Le premier souper évoque Rabelais, par son mélange de fantaisie et de philosophie, par la thématique de la nourriture, par son humanisme, mais aussi par son comique – une fourchette est un « artefact allophagique », et le féroce cannibale Dèze meurt empoisonné par un courageux autophage enrobé de ciguë. Le roman d’Alexander Dickow enthousiasme par sa capacité à incarner des idées dans des êtres et des univers inattendus autant que par son invention et la finesse de son écriture.
Ada Palmer partage ces qualités, frappantes dans sa fresque épique et philosophique Terra Ignota, dont La volonté de se battre est le « livre troisième ». Les premiers tomes, Trop semblable à l’éclair et Sept redditions, montraient comment la société de 2454, utopie pragmatique, se fissurait, déstabilisée par la double influence de personnages divins et des sombres secrets maintenant sa stabilité de façade. Livre charnière, La volonté de se battre raconte la marche à la guerre en dépit des efforts des principaux protagonistes. Ada Palmer continue de préciser les aspects de sa société future, ses lois ou l’importance des jeux Olympiques, enveloppant cet avenir d’un passé qui l’informe et le définit malgré l’évolution apparente. De même que Trop semblable à l’éclair et Sept redditions se trouvaient placés sous les patronages de Voltaire et de Sade, la pensée de Hobbes domine La volonté de se battre, en accord avec l’espèce de régression que connaît la société des ruches. Malgré la réfutation de John Locke, le Léviathan « menace encore de temps à autre, quand quelque acte épouvantable de l’humanité nous rappelle à quel point la guerre froide et mauvaise de tous contre tous que nous devons à Hobbes correspond à notre état. À notre être ».
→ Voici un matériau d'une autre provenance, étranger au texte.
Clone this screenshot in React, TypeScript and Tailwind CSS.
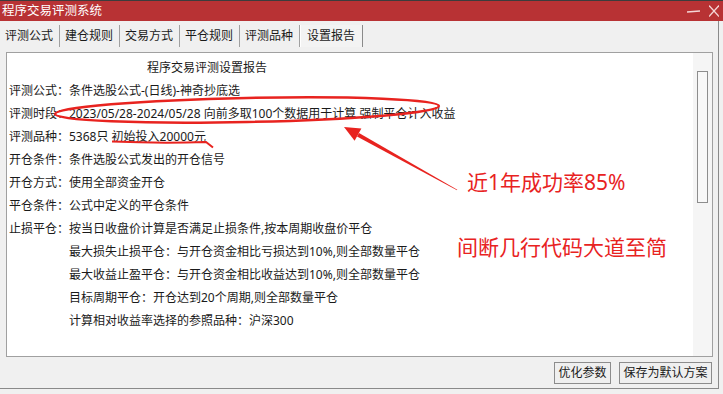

Rempli de questionnements philosophiques et juridiques sur la guerre, La volonté de se battre est aussi un récit épique et dramatique où les discussions au Sénat s’élèvent par moments à la hauteur de la tragédie. On se retrouve plongé dans le double moment d’étirement et de concentration du temps qui précède l’inéluctable. À peine commence-t-on à trouver qu’un chapitre s’étire un peu qu’un coup de théâtre, une superbe ellipse, vient donner un coup d’accélérateur à l’intrigue. Si l’éblouissante mécanique narrative d’Ada Palmer se dérègle un peu à la fin du livre, c’est qu’on avance de plus en plus vers le conflit inévitable, et qu’on en voit les premiers actes, ce qui fait vaciller l’équilibre mental de Mycroft Canner, le narrateur, qui perd tellement le contrôle de son histoire qu’il doit se faire aider d’un épigone.
Le retour à un état enfoui de la nature humaine se matérialise dans la figure d’Achille, le héros de l’Iliade, ramené au XXVe siècle par un enfant-dieu désespéré de ce qu’il a vu de l’humanité. Le fils de Pélée paraît traverser le roman sans trop y trouver sa place, sans doute parce que La volonté de se battre est le livre de l’attente et de l’angoisse. Si Terra Ignota est une tragédie, nous en sommes à l’acte III. Elle se dénouera dans les deux derniers volumes, prévus en 2022. Le titre du prochain, Peut-être les étoiles, annonce ce que l’humanité risque de perdre avec la guerre : l’avenir, le progrès, ce qui correspond dans Terra Ignota à la conquête de l’espace.
La volonté de se battre est sans doute moins diaboliquement maîtrisé que Trop semblable à l’éclair et Sept redditions. Pour autant, ce nouveau roman d’Ada Palmer est toujours porté par un souffle, une science de la narration, une faculté de mêler érudition, invention, réflexion et intérêt dramatique, une écriture, qui n’ont pas beaucoup d’équivalents dans la SF. « Ici commence la guerre proprement dite », annonce la disciple de Mycroft en présentant Peut-être les étoiles. Qu’on ait hâte de lire cette chronique guerrière confirme-t-il la vision hobbesienne de l’humanité ? Ou plutôt l’élan vers l’avenir exprimé par un titre aussi beau que la ruche utopiste voulant conquérir les étoiles conçue par Ada Palmer ? Sans doute les deux, répond La volonté de se battre.